Il était impossible qu’il en fût autrement dans une société où, malgré les efforts des princes et de l’Église, la violence et la rapine sévissaient de façon permanente. Avant la dissolution de l’Empire Carolingien et les invasions normandes, le pouvoir royal avait réussi tant bien que mal à garantir la sécurité publique, et il semble que les portus de ce temps-là, ou tout au moins le plus grand nombre d’entre eux, demeurèrent à l’état de lieux ouverts. Mais déjà au milieu du ixe siècle, il n’existe plus, pour la propriété mobilière, d’autre garantie que l’abri des murailles. Un texte de 845-846 indique clairement que les gens les plus riches et les rares marchands qui subsistent encore ont cherché un refuge dans les cités[2]. La renaissance commerciale surexcita trop bien les appétits des pillards de toutes sortes pour que l’impérieux besoin de se protéger contre eux ne s’imposât pas aux agglomérations commerciales. De même que les marchands ne se risquaient qu’en armes sur les routes, de même aussi ils firent de leurs résidences collectives des manières de places fortes.
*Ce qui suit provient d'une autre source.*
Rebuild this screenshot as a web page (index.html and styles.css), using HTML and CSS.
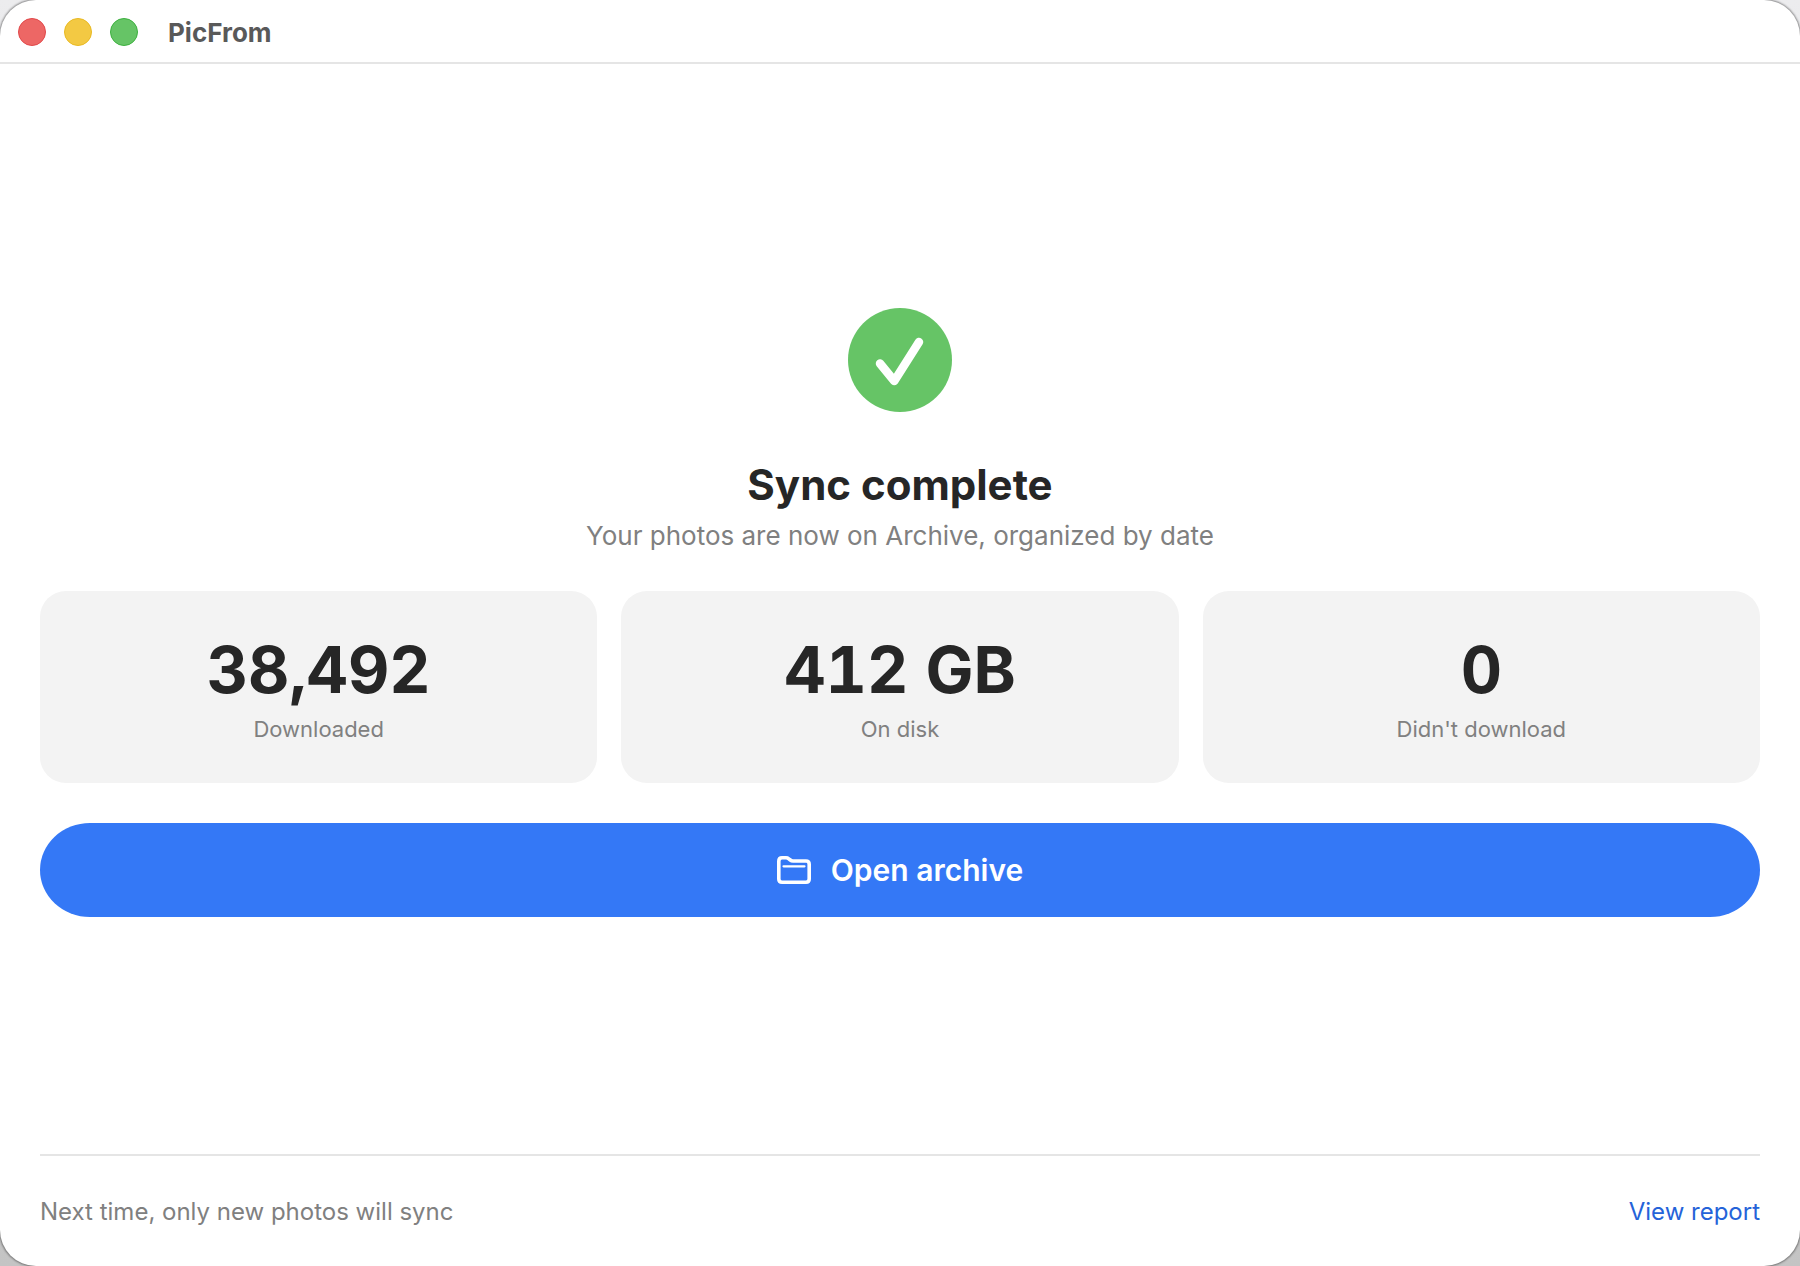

Les établissements qu’ils fondèrent au pied des cités ou des bourgs rappellent, d’une

  1. Voyez la carte de Bruges au commencement du xiie siècle dans H. Pirenne, Histoire du meurtre de Charles le Bon par Galbert de Bruges (Paris, 1891).
  2. Boretius, Capitularia regum francorum, t. II, p. 405. Cf. Dümmler, Jahrbücher des Fränkischen Reiches, 2e édit., t. III, p. 129, n. 4.